The first of these is verifiable by observation.  The second, what is sometimes understood as the “principle of induction,” cannot be verified, either by examining the meaning of the terms involved (as a relations of ideas), nor by observation (as a matter of fact).  Therefore Hume concluded that the principle of induction cannot be justified at all and therefore nothing depending on the principle of induction was justified either.

 

But Hume did NOT think that the principle of induction was a meaningless non-assertion.  He believed it to be true, as most of us do, but did not think was had justification for that belief.  And he worried that it might be false.

 

Hare concludes:

 

There is an important difference between Flew’s parable and my own which we have not yet noticed. The explorers do not mind about their garden; they discuss it with interest, but not with concern. But my lunatic, poor fellow, minds about dons; and I mind about the steering of my car; it often has people in it that I care for.

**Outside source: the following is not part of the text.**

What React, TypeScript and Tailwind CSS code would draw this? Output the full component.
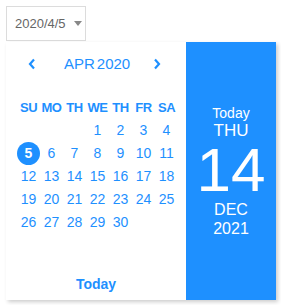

It is because I mind very much about what goes on in the garden in which I find myself, that I am unable to share the explorers’ detachment.

 

Basil Mitchell

 

Mitchell attacks premise 2;

 

Theist accepts evil as (some) evidence against the existence of God, but does not accept it as final and conclusive evidence against belief.  The theist means exactly what you think he means; that God is omni...., etc.;

 

For Mitchell, the apparent indifference of God in the face of human suffering does indeed count as evidence against the truth of claims to God's love and concern.  What prevents the faithful from accepting it as final and conclusive evidence is the strength of his or her personal meeting/relationship with God.  Just as the resistance fighter is confused, frustrated and alarmed when the partisan seems to behave in ways inconsistent with the claim "He's on our side." nevertheless the phrase retains its meaning.  Indeed that why the resistance fighter finds the actions troubling.  A question arises at to when, holding out faith is just plain silly, but that's a question for another day.

 

Flew’s response to Mitchell

 

Flew claims the analogy fails because stranger in the parable is a mere mortal human being, not a deity.  That makes it easy to explain why the stranger does not always appear to be “on our side.” But an O-God does not human limitations.  Therefore there seems to be nothing seems excuse apparent unloving, indifferent behavior on His part. 

 

Mitchelll might counter that “faith” is the position of believe there is a reason we do not understand at this time.  The danger here is that while this might salvage the meaning of the utterances, it can make the faithful person seem silly and irrational.

 

My take:

 

I can think of a few things that they just overlooked, perhaps because they were not looking at the many empirically verifiable claims that actual world religions make.  I recall the old joke:

 

Old Joke:

 

Did you hear the cancelled Easter?

Yea, they found the body.

Ba bump bump.

 

I mean no disrespect.  I mean only to say that the claim of the resurrection is subject to evidential revision.  Also, if a die and don't meet God –or anyone else mind you- doesn't that prove there isn't one?  Christians, and others, claim that individual personal consciousness continues after that death of the body.  Now if that doesn't happen, then they're wrong.  Granted, the fact arrives too late to prove it to them, but that does go someway to fleshing out what these claims mean.



[1] R. M. Hare in Faith and Logic, ed. by Basil Mitchell (London: George Allen and Unwin, Ltd., 1957), p. 192.